How are jewelry crimps used?

Bead Wire Projects

A first use of crimp tubes and crimp beads is to fasten findings such as toggles or lobster claw clasps and jump rings onto stranded beading wire.  Starting with 2 to 3 inches of bead wire, slide on a crimp tube or crimp bead.  Slide the finding (ring of toggle loop, ring of toggle stick, jump ring or lobster claw clasp) onto the bead wire approximately half way — 1 to 1-1/2 inches, folding the bead wire around the finding without creasing the wire.  Thread the free end of the wire back through the crimp bead.  Pull the crimp close enough to the finding to minimize the free bead wire but far enough from the finding that it will move freely.  If the connection is “rigid”, with the bead wire against the finding, the wire will show wear sooner than necessary.  Use chain nose pliers with smooth jaws to flatten the crimp.  Grab the crimp between the jaws and squeeze firmly then release.  The second side of the jewelry piece should have a bit more bead wire so the free “tail” of the bead wire can be pulled to take the slack from between the beads and the crimp.

Some use two alternate tools for crimping: two stage crimping pliers and magic crimping pliers.  Two stage crimping pliers put an initial “v” shape into the crimp; the second stage wraps the crimp tight around the wires.  Two issues with this two stage crimping pliers are:

* The “v” weakens the crimp by bending it past 180 degrees.

* This crimping method seems to damage the underlying bead wire. (This is important if the bead wire piece has to be reworked for size or design.)

The magic crimping pliers “round” the crimp into a bead/crimp hybrid. Two problems with magic crimping pliers are:

* Getting the right grip on the crimp tubes is not easy.

* Flattening the crimp and covering it with a crimp cover is much easier for almost the same look.

Floating Bead Projects

Jewelry crimps are also used with bead wire or beading chain to “float” beads in a style like the “tin cup” necklace popularized by Rene Russo in the 1996 movie of the same name.  In this case, the crimps should fit snugly around the beading chain or beading wire.  For instance, 1.5mm diameter or 1.1mm diameter (outside diameter) crimps will fit a 0.6mm beading chain or beading wires in .018″, .015″ or .012″ diameters.

Crimp-on Eyes and Hooks

Crimp-on eyes and crimp-on hooks are ideal for some jewelry pieces, such as those using the 0.6mm beading chain or some cords such as leather.  Place a single end of cord or chain into the tube.  Press the crimp tube onto the cord or chain with chain nose pliers.  Gently tug on the crimp to see that it holds.

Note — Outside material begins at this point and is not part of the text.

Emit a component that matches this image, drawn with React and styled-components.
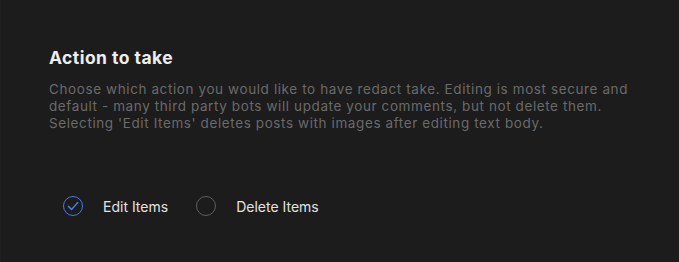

Foldover findings are sometimes used on the ends of cords.  However, the author feels that they should be ranked behind many other methods of crimping for ease of use and appearance.

Sizing Crimps

Crimps are available in a variety of sizes.  Two strands of bead wire between .012″ and .019″ should be able to fit into a 2mm diameter crimp tube; larger crimp tubes may not hold the wires securely and smaller crimp tubes will not fit the wires through the tube very well.  Crimp tubes of 1.5mm diameter may be more suitable for .010″ or .012″ diameter wires.  Fabric cords should be tested with crimps to verify holding power.

Crimp Materials

Crimps tubes are available in many metals to match the primary metal of the jewelry piece: gold-filled, sterling, and plate over brass.  Crimp beads are more often available only in the base metals.  Crimp-on eyes and hooks are often available in gold-filled, vermeil (gold over sterling), sterling and some plated metals.  Silver-plated crimp beads have a reputation for cracking that the copper-plated and gunmetal-plated brass crimp tubes do not show.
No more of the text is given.